ADAYLIĞIMDAN RAHATSIZ OLDU, ‘KENDİSİNİN KÖLESİ MİYİZ’ DEDİM
Bu sözlerinin devamında “Niye bu iddianameler siyasi saiklerle hazırlandı, niye benimle husumeti var anlatıyorum. Tanıklarını da dinleteceğim” diyen Demirtaş, şöyle devam etti:
“2014 Cumhurbaşkanlığı seçimi. 2014’te de İmralı çözüm süreci vardı. Hiçbir şekilde Cumhurbaşkanı adayı olma talebim yoktu. Ama partim beni aday gösterme kararı aldı. Onur duydum. Ne yaptı, İmralı üzerinde adaylığımı geri çekme baskısı yaptı. Tanıkları var. Devlet adına görüşmeyi yürüten heyet, ‘Beyefendi (Erdoğan) çok rahatsız oldu adaylığınızdan, hem çözüm süreci yürütüyor hem niye aday oldunuz’ dedi. Biz kendisinin kölesi miyiz? Cevabım buydu. Biz demokratik siyaseti güçlendirmek için çözüm süreci yürütüyoruz. Biz PKK’ye silah bıraktırmak için uğraşıyoruz da HDP’ye siyaseti bıraktırmak hedefler arasında değil. Biz demokratik siyasette güçleneceğiz deyince niye rahatsız oluyor? Çözüm sürecinin ruhuna bu aykırıdır.
‘BİR BÜROKRAT GELİP BEYEFENDİ ÇOK RAHATSIZ DEDİ’
Kampanyasının ortasında, gene tanık dinletebilirim, şu anda yüksek bürokraside görevli birisi geldi ve ‘beyefendi çok rahatsız’ dedi. ‘İkinci tura kalmamım kendisi açısından ne yararı var, çözüm sürecini hiç mi düşünmüyor.’ Çünkü anketler yüzde 10’un üzerinde gösteriyor beni, diğer aday Ekmelettin İhsanoğlu beklenen oyu alsaydı, ikinci tura kalıyordum. Cevabım aynen şu oldu: Kendisine söyleyin demokratik siyasete inanıyoruz. Demokratik bir şekilde de çalışmamızı yürütüyoruz.

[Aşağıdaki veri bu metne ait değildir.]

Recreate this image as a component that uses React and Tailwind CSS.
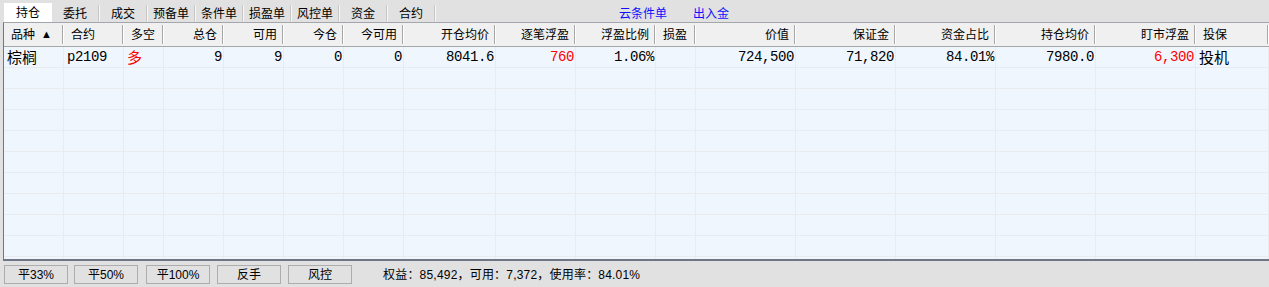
const cols = [
  { title: "品种", w: "w-[60px]", align: "left", sort: true },
  { title: "合约", w: "w-[60px]", align: "left" },
  { title: "多空", w: "w-[40px]", align: "left" },
  { title: "总仓", w: "w-[60px]", align: "right" },
  { title: "可用", w: "w-[60px]", align: "right" },
  { title: "今仓", w: "w-[60px]", align: "right" },
  { title: "今可用", w: "w-[60px]", align: "right" },
  { title: "开仓均价", w: "w-[92px]", align: "right" },
  { title: "逐笔浮盈", w: "w-[80px]", align: "right" },
  { title: "浮盈比例", w: "w-[80px]", align: "right" },
  { title: "损盈", w: "w-[40px]", align: "left" },
  { title: "价值", w: "w-[100px]", align: "right" },
  { title: "保证金", w: "w-[100px]", align: "right" },
  { title: "资金占比", w: "w-[100px]", align: "right" },
  { title: "持仓均价", w: "w-[100px]", align: "right" },
  { title: "盯市浮盈", w: "w-[100px]", align: "right" },
  { title: "投保", w: "flex-1", align: "left" },
];

// one position row, the rest of the grid is empty
const position = [
  { v: "棕榈", cjk: true },
  { v: "p2109" },
  { v: "多", cjk: true, red: true },
  { v: "9" },
  { v: "9" },
  { v: "0" },
  { v: "0" },
  { v: "8041.6" },
  { v: "760", red: true },
  { v: "1.06%" },
  { v: "" },
  { v: "724,500" },
  { v: "71,820" },
  { v: "84.01%" },
  { v: "7980.0" },
  { v: "6,300", red: true },
  { v: "投机", cjk: true },
];

const tabs = ["持仓", "委托", "成交", "预备单", "条件单", "损盈单", "风控单", "资金", "合约"];
const buttons = [
  { label: "平33%", ml: "ml-[4px]" },
  { label: "平50%", ml: "ml-[6px]" },
  { label: "平100%", ml: "ml-[8px]" },
  { label: "反手", ml: "ml-[7px]" },
  { label: "风控", ml: "ml-[7px]" },
];

function HeaderCell({ col }) {
  return (
    <div className={`${col.w} h-full flex items-center shrink-0`}>
      <div
        className={`flex-1 min-w-0 flex items-center whitespace-nowrap ${
          col.align === "right" ? "justify-end pr-[5px]" : "pl-[7px]"
        }`}
      >
        {col.title}
        {col.sort && <span className="ml-[6px] text-[11px] leading-none">▲</span>}
      </div>
      <div className="w-px h-[19px] bg-[#a7a7a7]" />
      <div className="w-px h-[19px] bg-white" />
    </div>
  );
}

function DataRow({ cells }) {
  return (
    <div className="h-[21px] flex border-b border-[#e9ebee] shrink-0">
      {cols.map((col, i) => {
        const cell = cells ? cells[i] : null;
        return (
          <div
            key={i}
            className={`${col.w} h-full shrink-0 flex items-center border-r border-[#e9ebee] whitespace-nowrap overflow-hidden ${
              col.align === "right" ? "justify-end pr-[1px]" : "pl-[3px]"
            } ${cell && cell.red ? "text-[#ff0000]" : "text-black"} ${
              cell && cell.cjk
                ? "text-[15px] font-['Noto_Sans_CJK_SC',sans-serif]"
                : "text-[14px] tracking-[-0.4px] font-['Liberation_Mono','Noto_Sans_CJK_SC',monospace]"
            }`}
          >
            {cell ? cell.v : ""}
          </div>
        );
      })}
    </div>
  );
}

export default function App() {
  const emptyRows = Array.from({ length: 10 });

  return (
    <div className="w-[1269px] h-[287px] bg-[#e1e1e1] flex flex-col overflow-hidden font-['Liberation_Sans','Noto_Sans_CJK_SC',sans-serif] text-[12px] text-black">
      {/* tab strip */}
      <div className="h-[22px] flex items-end pl-[4px] shrink-0">
        {tabs.map((t, i) =>
          i === 0 ? (
            <div key={t} className="w-[48px] h-[19px] bg-white flex items-center justify-center pt-[1px]">
              {t}
            </div>
          ) : (
            <div key={t} className="w-[48px] h-[19px] flex items-center">
              <div className="flex-1 text-center pt-[2px]">{t}</div>
              <div className="w-px h-[16px] bg-[#c6c6c6]" />
              <div className="w-px h-[16px] bg-[#f7f7f7]" />
            </div>
          )
        )}
        <div className="h-[19px] flex items-center pl-[183px] text-[#1010ff] pt-[2px]">
          <span>云条件单</span>
          <span className="ml-[26px]">出入金</span>
        </div>
      </div>

      {/* positions grid */}
      <div className="ml-[3px] h-[239px] shrink-0 flex flex-col border-l border-l-[#6f7784] border-t border-t-[#a3a6aa] border-b-2 border-b-[#6f7784] bg-[#eff6fd] overflow-hidden">
        <div className="h-[24px] flex items-center bg-[#f0f0f0] border-b border-[#a7a7a7] shrink-0">
          {cols.map((c) => (
            <HeaderCell key={c.title} col={c} />
          ))}
        </div>
        <DataRow cells={position} />
        {emptyRows.map((_, i) => (
          <DataRow key={i} />
        ))}
      </div>

      {/* actions + summary */}
      <div className="flex-1 flex items-start pt-[4px]">
        {buttons.map((b) => (
          <button
            key={b.label}
            className={`${b.ml} w-[64px] h-[19px] bg-[#e1e1e1] border border-[#adadad] flex items-center justify-center text-[12px]`}
          >
            {b.label}
          </button>
        ))}
        <div className="ml-[31px] h-[19px] flex items-center whitespace-nowrap tracking-[0.2px]">
          权益：85,492，可用：7,372，使用率：84.01%
        </div>
      </div>
    </div>
  );
}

Bunun çözüm sürecine nasıl aykırı olduğunu iddia edebilir. Ben aday oldum son güne kadar da kampanyayı en güçlü şekilde yürüteceğim.
’20-25 VEKİL NEYİNİZE YETMİYOR, BAĞIMSIZ GİRİN’
İnanamıyorum, niye uğraşsın ki koskoca cumhurbaşkanı bir siyasetçiyle, niye uğraşsın. Uğraşır, uğraşacak çok şey bulur. 7 Haziran seçiminde parti olarak seçime girmeyelim diye İmralı üzerinden bize baskı yapmaya kalkıştılar. Devlet İmralı Heyeti; ‘Çözüm sürecine aykırıdır’ dedi. ’20-25 milletvekili neyinize yetmiyor, bağımsız girersiniz’ dedi. Niye AKP’ye 400 milletvekili lazım. Tek başına Anayasa değiştirecek. Bir gün sonra HDP, PM kararı olmamasına rağmen parti olarak seçime gireceğini açıkladı. Partim 7 Haziran’da parti olarak seçime girmeliydi. Doğru yaptı. PM de hemen ardından oy birliği ile bu kararı aldı. Çünkü kendisi engellemeye çalışıyor. Kandil’in, İmralı’nın talimatlarıyla Demirtaş şunu yaptı diyenler, bana bunları yaptırmaya çalıştılar.”